Cobey also explained he cares passionately about the education of children, not least of all because it is a tragedy for a child to not be able to read and do simple math. “How do you live in a global world where you can’t do basic skills?”
What do you see are the major issues facing public education this year? “I’m not sure that the issues change from year to year. The top issue is how do we properly integrate technology into the teaching of children and even college students. It’s expensive, tricky, it has upsides and downsides, but we’ve got to go in that direction because there are so many advantages to using technology to educate.”
Cobey also mentioned the importance of articulation agreements between the K-12 and UNC systems. “The way we keep young people in school is to meet them where they are.

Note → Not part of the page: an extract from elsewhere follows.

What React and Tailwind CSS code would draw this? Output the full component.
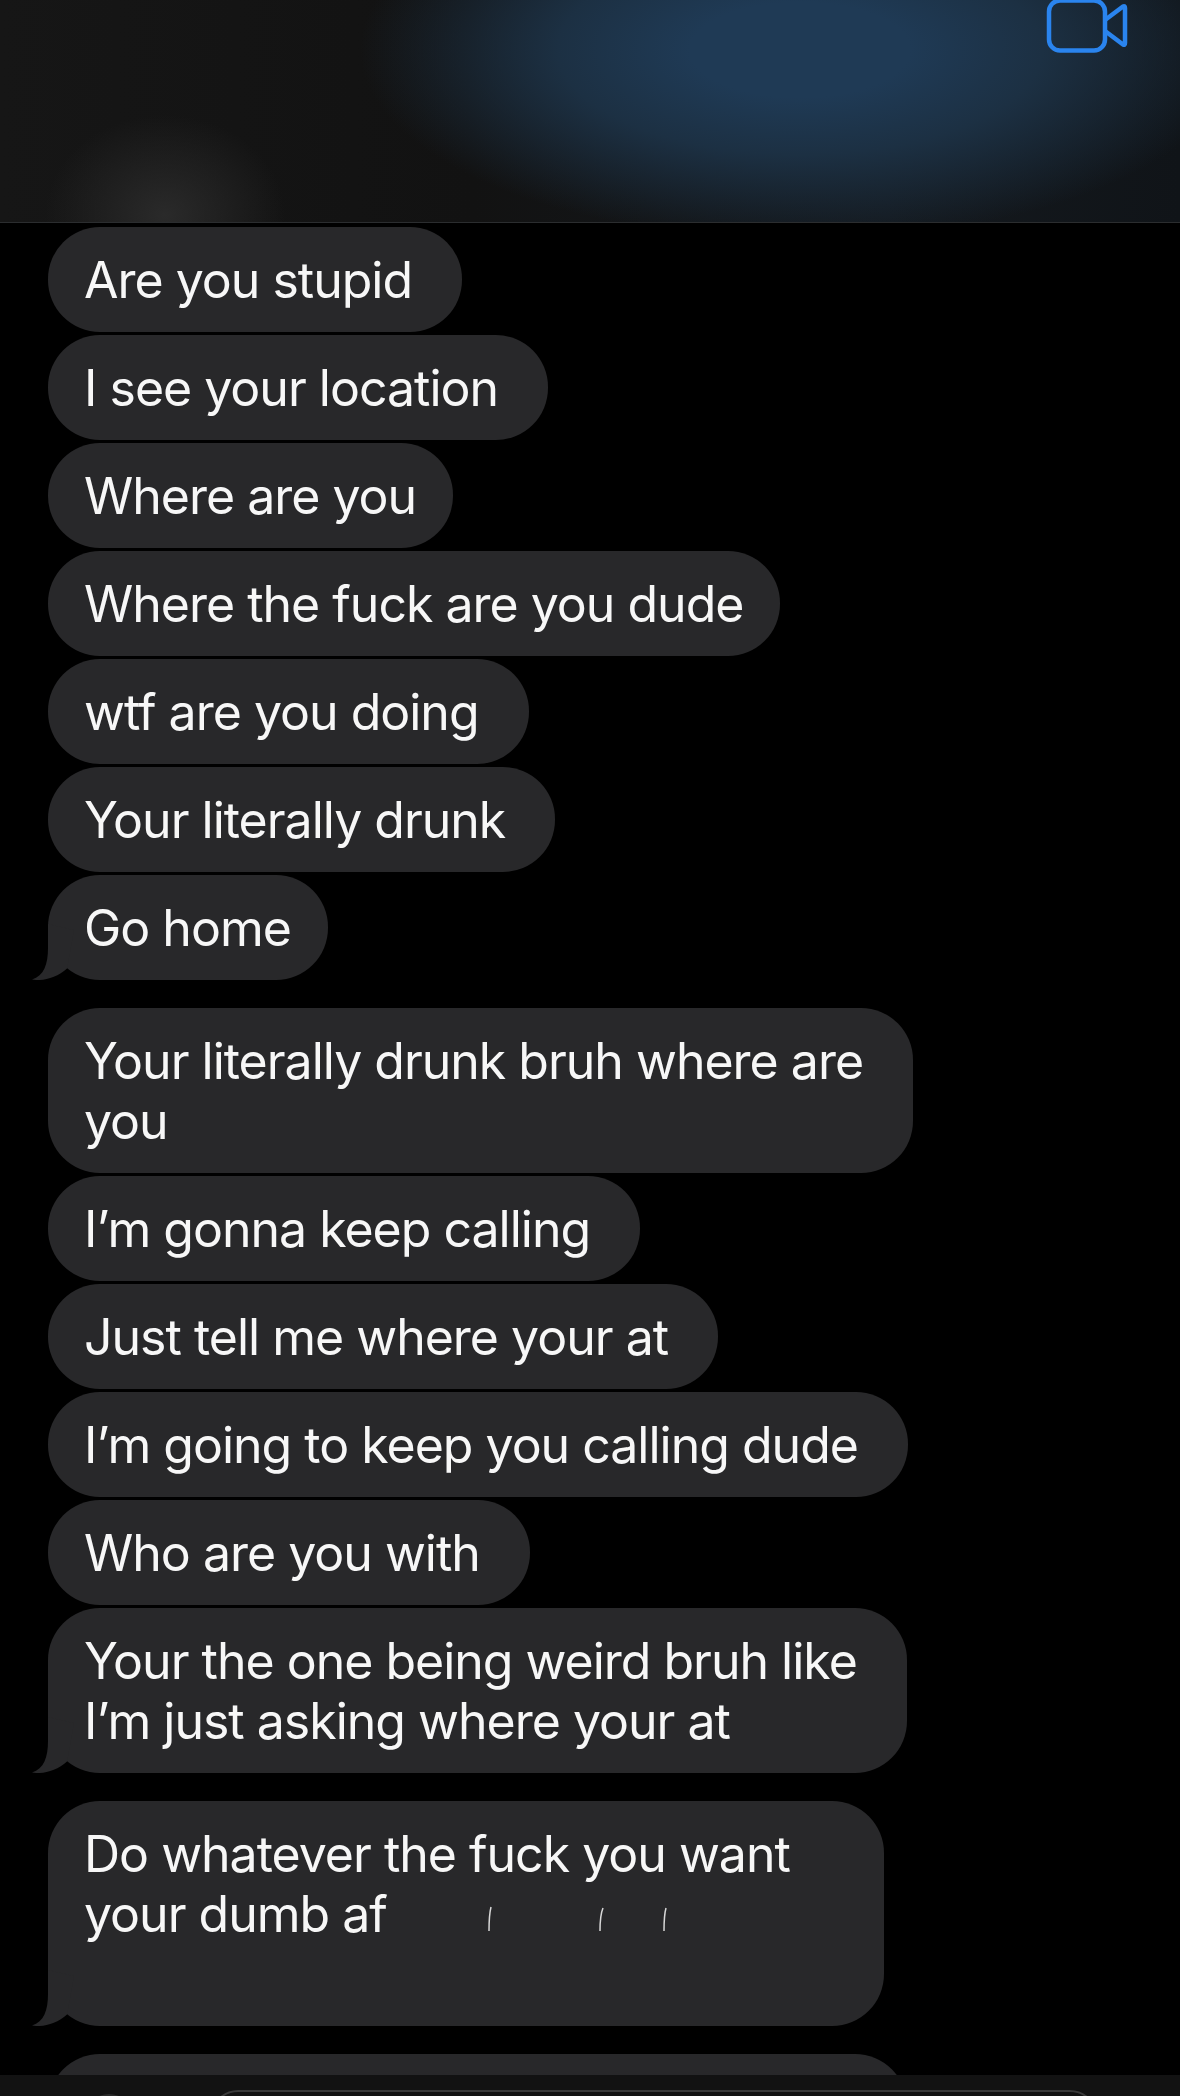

School should be exciting, challenging, and students need to know they are headed in direction of lifetime vocation that they can be very excited about and interested in. Cooperation between high schools and community colleges is critical.”
“Not everybody is going to go to college. We need to prepare as many as we can to go to college, but not everyone is interested and gifted in that way, but they are gifted in other ways. There are so many great vocations that they could be trained in, especially in a high tech world. We need nursing, electrical work, computer work — it’s an endless plethora of things that are out there and as leaders we need to work hard to meet the needs of students so they can graduate ready to go to college or work.”
What is your position on:
- Online virtual charter schools: “I don’t know enough about it to really answer that question. I believe there are going to be virtual schools, in fact they already exist. We have a public virtual high school. My views are developing. One thing I was thinking about this morning is how do you configure it so that there are all the right safeguards for delivery of online education. Frankly, I don’t know the answer.”
- Vouchers and education tax credits: “I am in favor of parental school choice within traditional schools, magnet schools, different course offerings. I am for private education options that help those who are economically deprived but need a private education or public charter school.”“I won’t say I am for one bill or another, but you can put me down in favor of parental school choice. I am convinced that one size does not fit all. The needs vary from county to county, region to region in North Carolina. When you’re a parent, you only have one shot at helping your children get the best education suited to them. Those who are needy don’t have choices and I want to be part of them having choices.”
- Current funding for public schools: “I want our average teacher salaries to go up. That takes money. I would like for there to be more funding for public schools. However, I realize the economic reality. There are so many needs in our state, and we have the fourth highest level of unemployment of any state and we have a reasonably high tax burden, so it’s very tricky.
It’s very tough for our General Assembly and our Governor to balance priorities and come up with adequate funding for everything. I don’t have to make those choices, but I really respect those that have to make them.”
- Merit pay for teachers: “I favor rewarding financially those who do a clearly outstanding job in the classroom. It’s very difficult to measure, but I want us to try to find something that allows us to reward our most outstanding master teachers because the most important thing is who the classroom teacher is. I know that and I want every child in this state to have an outstanding teacher. I want to do whatever it takes to make that happen.”
- A-F grading system for schools: “I will let the General Assembly sort that out, they are getting input from the leadership at DPI. They are coming up with different ways to calculate the grades for different schools. It’s an ongoing discussion and different things are being factored in, but what I see is once there is a compromise between the House and Senate, we will have some sort of grading system and it is our job as the State Board of Education to implement what the General Assembly gives us and we will do the best we can.”
How do you describe your politics? “I’m a lifelong Republican from my college days.”
Something about you most people don’t know: “I live in Chapel Hill, not Raleigh. And even though I’ve been a politician and have held high profile jobs, I tend to be a very private person. Not the type of person who is out and about at night. I’m a homebody.”